Tanya Wheeless, president and CEO of the Arizona Bankers Association, said bankers in her state are reporting that healthy businesses are hunkering down, borrowing less and waiting out the recession.

"Banks make money when they lend it. They have every incentive to do it," Wheeless said. For those businesses unable to secure additional funding, "There's probably a reason why they're not getting it," she said.

The demand for loans, she said, is coming from those small businesses that are in danger of failing. And banks have good reason to be wary. Loans are increasingly being paid late, or not at all. For banks with $1-10 billion in assets -- the kind of banks Obama's plan would target -- the delinquency rate on loans and other assets has more than tripled in just two years, according to data collected by federal bank regulators.
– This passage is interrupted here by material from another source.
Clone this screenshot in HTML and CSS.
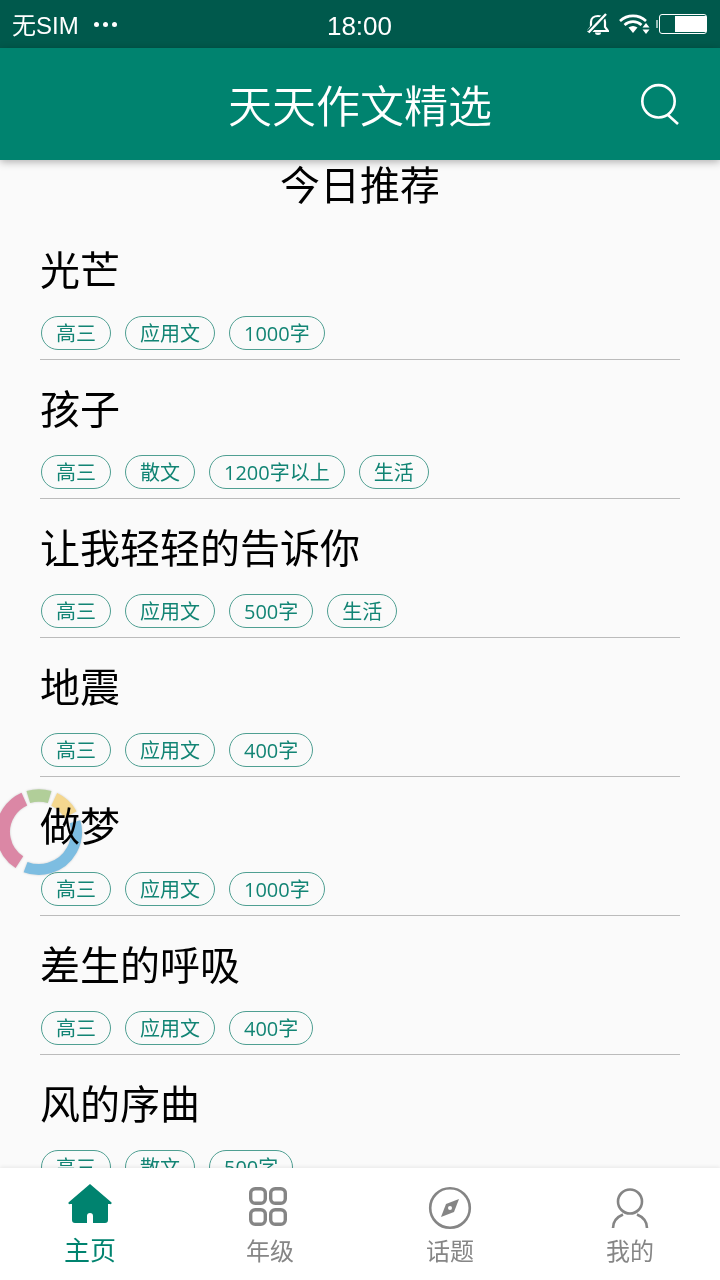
FILE: index.html
```html
<!DOCTYPE html>
<html lang="zh-CN">
<head>
<meta charset="utf-8">
<title>天天作文精选</title>
<link rel="stylesheet" href="styles.css">
</head>
<body>
<div class="page">
  <div class="status-bar">
    <div class="status-left"><span class="carrier">无SIM</span><span class="dots"><i></i><i></i><i></i></span></div>
    <div class="status-time">18:00</div>
    <div class="status-right">
      <svg class="ic-bell" viewBox="0 0 22 22"><path d="M1 18h20l-3-4V9c0-3.500-3-6-7-6S4 5.500 4 9v5z" fill="none" stroke="#fff" stroke-width="2.200"/><path d="M8 19.500h6a3 2.500 0 0 1-6 0z" fill="#fff"/><path d="M1.500 19.500 19 1" stroke="#00594c" stroke-width="5"/><path d="M1.500 19.500 19 1" stroke="#fff" stroke-width="2.400"/></svg>
      <svg class="ic-wifi" viewBox="0 0 31 20"><g fill="none" stroke="#fff" stroke-width="2.600"><path d="M1 7a19 19 0 0 1 26 0"/><path d="M5.500 11a12.500 12.500 0 0 1 17 0"/></g><path d="M9.500 13.500a8 8 0 0 1 9 0L14 19z" fill="#fff"/><path d="M27 9l3.500 4.500h-7zM27 20l3.500-4.500h-7z" fill="#fff"/></svg>
      <div class="battery-wrap"><span class="nub"></span><div class="battery"><div class="battery-fill"></div></div></div>
    </div>
  </div>
  <header class="app-header">
    <h1 class="app-title">天天作文精选</h1>
    <svg class="ic-search" viewBox="0 0 40 42"><circle cx="19.500" cy="18.300" r="16.200" fill="none" stroke="#fff" stroke-width="2.600"/><path d="M29 32l10 9" stroke="#fff" stroke-width="2.600" fill="none"/></svg>
  </header>
  <main class="content">
    <h2 class="section-title">今日推荐</h2>
    <article class="item"><h3 class="item-title">光芒</h3><div class="tags"><span class="tag">高三</span><span class="tag">应用文</span><span class="tag">1000字</span></div></article>
    <article class="item"><h3 class="item-title">孩子</h3><div class="tags"><span class="tag">高三</span><span class="tag">散文</span><span class="tag">1200字以上</span><span class="tag">生活</span></div></article>
    <article class="item"><h3 class="item-title">让我轻轻的告诉你</h3><div class="tags"><span class="tag">高三</span><span class="tag">应用文</span><span class="tag">500字</span><span class="tag">生活</span></div></article>
    <article class="item"><h3 class="item-title">地震</h3><div class="tags"><span class="tag">高三</span><span class="tag">应用文</span><span class="tag">400字</span></div></article>
    <article class="item"><h3 class="item-title">做梦</h3><div class="tags"><span class="tag">高三</span><span class="tag">应用文</span><span class="tag">1000字</span></div></article>
    <article class="item"><h3 class="item-title">差生的呼吸</h3><div class="tags"><span class="tag">高三</span><span class="tag">应用文</span><span class="tag">400字</span></div></article>
    <article class="item"><h3 class="item-title">风的序曲</h3><div class="tags"><span class="tag">高三</span><span class="tag">散文</span><span class="tag">500字</span></div></article>
  </main>
  <nav class="tabbar">
    <div class="tab active">
      <svg class="tab-icon" viewBox="0 0 44 44"><path d="M22 1 43 19a1 1 0 0 1-1 2h-2v16a3 3 0 0 1-3 3H25V33a3 3 0 0 0-6 0v7H7a3 3 0 0 1-3-3V21H2a1 1 0 0 1-1-2z" fill="#00836f"/></svg>
      <span class="tab-label">主页</span>
    </div>
    <div class="tab">
      <svg class="tab-icon" viewBox="0 0 44 44"><g fill="none" stroke="#858585" stroke-width="3.400"><rect x="2.700" y="5.700" width="14.600" height="14.600" rx="4.500"/><rect x="22.700" y="5.700" width="14.600" height="14.600" rx="4.500"/><rect x="2.700" y="26.700" width="14.600" height="14.600" rx="4.500"/><rect x="22.700" y="26.700" width="14.600" height="14.600" rx="4.500"/></g></svg>
      <span class="tab-label">年级</span>
    </div>
    <div class="tab">
      <svg class="tab-icon" viewBox="0 0 44 44"><circle cx="22" cy="25" r="19.800" fill="none" stroke="#858585" stroke-width="2.600"/><path d="M31 16 26 29 13 34 18 21z" fill="#858585"/><circle cx="22" cy="25" r="2" fill="#fff"/></svg>
      <span class="tab-label">话题</span>
    </div>
    <div class="tab">
      <svg class="tab-icon" viewBox="0 0 44 44"><g fill="none" stroke="#858585" stroke-width="2.600"><circle cx="22" cy="18.500" r="12"/><path d="M5 45c0-6 4-11 10-13.500M39 45c0-6-4-11-10-13.500"/></g></svg>
      <span class="tab-label">我的</span>
    </div>
  </nav>
  <svg class="float-ring" viewBox="-45 -45 90 90">
    <g fill="none">
      <circle r="36" stroke-width="14" pathLength="360" stroke="#e08aa8" stroke-dasharray="123 237" transform="rotate(123)"/>
      <circle r="36.500" stroke-width="12.500" pathLength="360" stroke="#b5d29c" stroke-dasharray="34 326" transform="rotate(253)"/>
      <circle r="36" stroke-width="14" pathLength="360" stroke="#f9dc92" stroke-dasharray="36 324" transform="rotate(295)"/>
      <circle r="37.500" stroke-width="11" pathLength="360" stroke="#80c1e6" stroke-dasharray="127 233" transform="rotate(344)"/>
    </g>
  </svg>
</div>
</body>
</html>
```
FILE: styles.css
```css
* { box-sizing: border-box; }
html, body { margin: 0; padding: 0; }
body {
  font-family: "Noto Sans CJK SC", "Noto Sans", sans-serif;
  background: #fafafa;
}
.page {
  position: relative;
  width: 720px;
  height: 1280px;
  display: flex;
  flex-direction: column;
  overflow: hidden;
}
.status-bar {
  height: 48px;
  flex: none;
  background: #00594c;
  color: #fff;
  display: grid;
  grid-template-columns: 1fr auto 1fr;
  align-items: center;
  padding: 0 13px 0 12px;
  font-family: "Liberation Sans", "Noto Sans CJK SC", sans-serif;
}
.status-left {
  display: flex;
  align-items: center;
  gap: 15px;
  font-size: 24px;
  line-height: 48px;
}
.carrier { line-height: 52px; height: 48px; }
.dots { display: flex; gap: 4px; }
.dots i { width: 5px; height: 5px; border-radius: 50%; background: #fff; }
.status-time { font-size: 26px; line-height: 52px; height: 48px; }
.status-right {
  display: flex;
  align-items: center;
  justify-content: flex-end;
  gap: 9px;
}
.ic-bell { width: 22px; height: 22px; margin-right: 1px; }
.ic-wifi { width: 31px; height: 20px; }
.battery-wrap { display: flex; align-items: center; gap: 1px; }
.nub { width: 2px; height: 8px; background: rgba(255,255,255,.6); margin-left: -3px; }
.battery {
  width: 48px;
  height: 20px;
  border: 1px solid #fff;
  border-radius: 3px;
  display: flex;
  justify-content: flex-end;
  padding: 1px 0;
}
.battery-fill { width: 31px; background: #fff; }
.app-header {
  position: relative;
  z-index: 2;
  height: 112px;
  flex: none;
  background: #00836f;
  box-shadow: 0 2px 8px rgba(0,0,0,.3);
  display: flex;
  align-items: center;
  justify-content: center;
}
.app-title {
  margin: 0;
  color: #fff;
  font-size: 44px;
  font-weight: 350;
  line-height: 112px;
}
.ic-search {
  position: absolute;
  right: 41px;
  top: 35px;
  width: 40px;
  height: 42px;
}
.content {
  flex: 1;
  min-height: 0;
  overflow: hidden;
}
.section-title {
  margin: 0 0 15px;
  height: 46px;
  font-size: 40px;
  font-weight: 400;
  line-height: 46px;
  text-align: center;
  color: #000;
}
.item {
  margin: 0 40px;
  padding: 21px 0 9px;
  border-bottom: 1px solid #bbbbbb;
}
.item-title {
  margin: 0 0 22px;
  height: 52px;
  font-size: 40px;
  font-weight: 400;
  line-height: 52px;
  color: #000;
}
.tags { display: flex; gap: 14px; padding-left: 1px; }
.tag {
  height: 34px;
  padding: 0 15px;
  border: 1px solid #4f9f92;
  border-radius: 17px;
  font-family: "Open Sans", "Noto Sans CJK SC", sans-serif;
  font-size: 20px;
  line-height: 33px;
  color: #128474;
}
.tag { padding: 0 14px; }
.tabbar {
  position: relative;
  z-index: 2;
  height: 112px;
  flex: none;
  background: #fff;
  box-shadow: 0 -1px 4px rgba(0,0,0,.08);
  display: grid;
  grid-template-columns: repeat(4, 1fr);
}
.tab {
  display: flex;
  flex-direction: column;
  align-items: center;
  padding-top: 15px;
  color: #868686;
}
.tab-icon { width: 44px; height: 44px; display: block; overflow: visible; }
.tab-label { font-size: 24px; line-height: 34px; margin-top: 6px; }
.tab.active { color: #00836f; }
.tab.active .tab-label { font-size: 26px; margin-top: 5px; }
.float-ring {
  position: absolute;
  left: -6px;
  top: 787px;
  width: 90px;
  height: 90px;
  z-index: 1;
  mix-blend-mode: multiply;
  filter: drop-shadow(0 0 1px rgba(0,0,0,.18));
}
```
Losses are piling up. As of Sept. 30, banks had written off twice as many loans last year as they had during the same period in 2008, according to the latest federal banking data.

Wheeless added that the banks that need the money -- those that are hurting -- may not qualify for the new funds, considering that bank regulators would only want to funnel the money to healthy banks.

Community banks are generally defined as those with less than $10 billion in assets. Of the nearly 8,100 banks in the U.S., some 8,000 fall into this category. Several hundred are being targeted by regulators for bad practices. Many will fail.

And there's another compelling reason for community banks not to participate in Obama's program: The stigma of TARP, the bank-bailout program that would be the source of the new funds.

Bankers are well aware that last time around, Congress and regulators imposed new restrictions -- including executive compensation limits -- on banks taking TARP funds after they had already taken them.

"Banks that are strong and have existing lending capacity are going to be extremely gun-shy because of what's happened with previous TARP recipients," said Wheeless. "There's a huge stigma associated with it, and frankly I don't know that the government has shown that it can be trusted not to change the rules midway through the game."

John Heasley of the Texas Bankers Association said that his state's banks may not need the money, and probably wouldn't want it even if they did.

"I think you'll find a good number of bankers with some reluctance in taking this money," said Heasley, executive vice president and general counsel for the group. He suggested instead that Obama's plan would be more effective if the money were simply used to increase the already-existing government guarantees on loans backed by the federal Small Business Administration.

As it happens, smaller banks are already doing a much better job of lending to small business than big banks.

While banks with less than $1 billion in assets kept their lending steady in the quarter ending Sept. 30, compared to the previous quarter, the nation's 53 megabanks -- those with more than $100 billion in assets - actually cut their lending nearly 4 percent, or $155 billion, according to an analysis by the Federal Deposit Insurance Corporation.

That three-month decline in lending among the megabanks is more than five times more than the $30 billion Obama would send to small banks, in the best-case scenario.

Some 56 percent of smaller banks increased their lending in the third quarter, while only 23 percent of the megabanks could say the same thing.

Megabanks cut their commercial and industrial lending by nearly 9 percent, the steepest drop of any asset class, according to the FDIC analysis. Smaller banks cut lending in that category by less than 3 percent.

"What you're seeing is local accountability with these community banks," said John W. Ryan, executive vice president of the Conference of State Bank Supervisors. "That, to me, really tells you something. These folks know the customers coming through the door making their case."

Ryan said that community banks examine their customers; big banks examine their balance sheets. He cautioned that this could become more common as big banks grow ever bigger, while small banks are allowed to fail.

"From a community perspective, you worry about that," Ryan said.